Darker and more dangerous: High Commissioner updates the Human Rights Council on human rights issues in 40 countries

Human Rights Council 36th session

Opening Statement by Zeid Ra’ad Al Hussein, United Nations High Commissioner for Human Rights

11 September 2017

Distinguished President of the Council, Excellencies, Colleagues, Friends,

[ . . . ]

Mr President,

In Myanmar, another brutal security operation is underway in Rakhine State – this time, apparently on a far greater scale.

According to UNHCR, in less than three weeks over 270,000 people have fled to Bangladesh, three times more than the 87,000 who fled the previous operation. Many more people reportedly remain trapped between Myanmar and Bangladesh. The operation, which is ostensibly in reaction to attacks by militants on 25 August against 30 police posts, is clearly disproportionate and without regard for basic principles of international law.
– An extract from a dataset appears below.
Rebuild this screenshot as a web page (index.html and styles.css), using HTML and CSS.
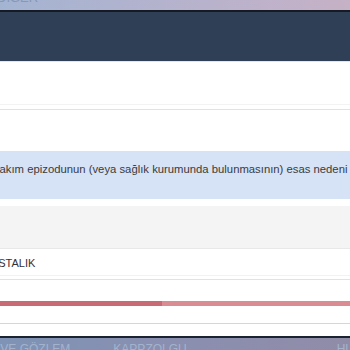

We have received multiple reports and satellite imagery of security forces and local militia burning Rohingya villages, and consistent accounts of extrajudicial killings, including shooting fleeing civilians.

I am further appalled by reports that the Myanmar authorities have now begun to lay landmines along the border with Bangladesh, and to learn of official statements that refugees who have fled the violence will only be allowed back if they can provide “proof of nationality”. Given that successive Myanmar governments have since 1962 progressively stripped the Rohingya population of their political and civil rights, including citizenship rights – as acknowledged by Aung San Suu Kyi’s own appointed Rakhine Advisory Commission – this measure resembles a cynical ploy to forcibly transfer large numbers of people without possibility of return.

Last year I warned that the pattern of gross violations of the human rights of the Rohingya suggested a widespread or systematic attack against the community, possibly amounting to crimes against humanity, if so established by a court of law. Because Myanmar has refused access to human rights investigators the current situation cannot yet be fully assessed, but the situation seems a textbook example of ethnic cleansing.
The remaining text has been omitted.